Schumer wrote on social media Tuesday that, while he may “abhor many of the opinions and policies that Mahmoud Khalil holds and supports,” his arrest and detention might not be justified. “If the administration cannot prove he has violated any criminal law to justify taking this severe action and is doing it for the opinions he has expressed, then that is wrong,” he wrote.
Jeffries suggested that Columbia University, rather than immigration authorities, should carry out the repression of Khalil. “To the extent his actions were inconsistent with Columbia University policy and created an unacceptable hostile academic environment for Jewish students and others, there is a serious university disciplinary process that can handle the matter,” he said. Unless the DHS could “produce facts and evidence of criminal activity,” the arrest was “wildly inconsistent with the United States Constitution.”
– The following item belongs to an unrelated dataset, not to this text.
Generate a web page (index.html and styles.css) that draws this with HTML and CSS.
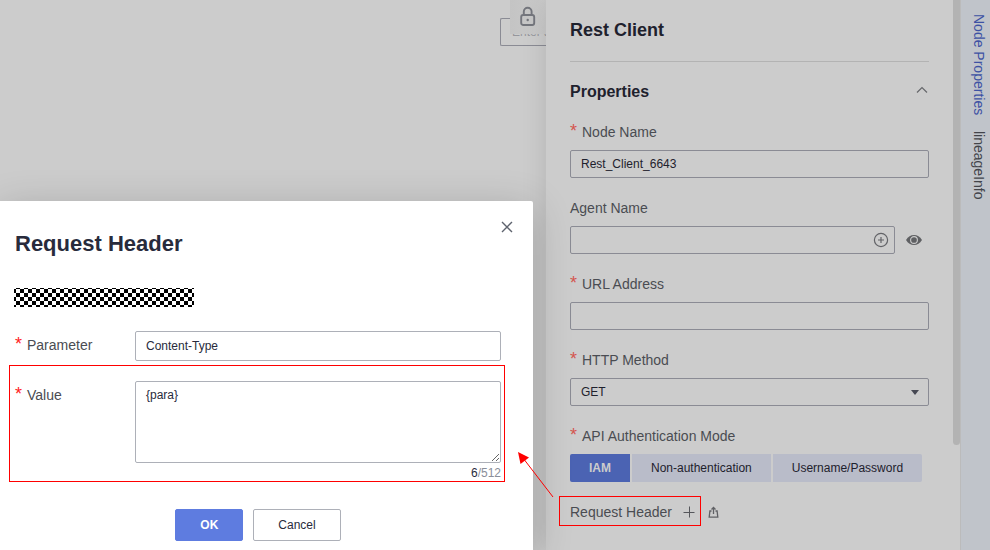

The front-runner for the Democratic nomination for mayor of New York City, former governor Andrew Cuomo, issued a vitriolic denunciation of the campus protests as “antisemitism,” adding that “I unequivocally condemn it.” He would only advise that the Trump administration move cautiously: “The rule of law matters and we must never forget that regardless of the political view expressed, however abhorrent.”
The viciously right-wing character of the Democratic Party response only underscores that American society has reached a turning point. As the World Socialist Web Site editorial board warned after Khalil’s arrest:
No one should underestimate the scale of this assault on democratic rights. This is the rule of the oligarchy in action.
The greatest mistake would be to place any faith in the Democratic Party or the trade union apparatus. The fight to free Mahmoud Khalil is an inseparable part of the broader struggle against the dictatorship of the financial oligarchy. The working class must intervene with its own independent strength to defend democratic rights and oppose the turn to war and dictatorship.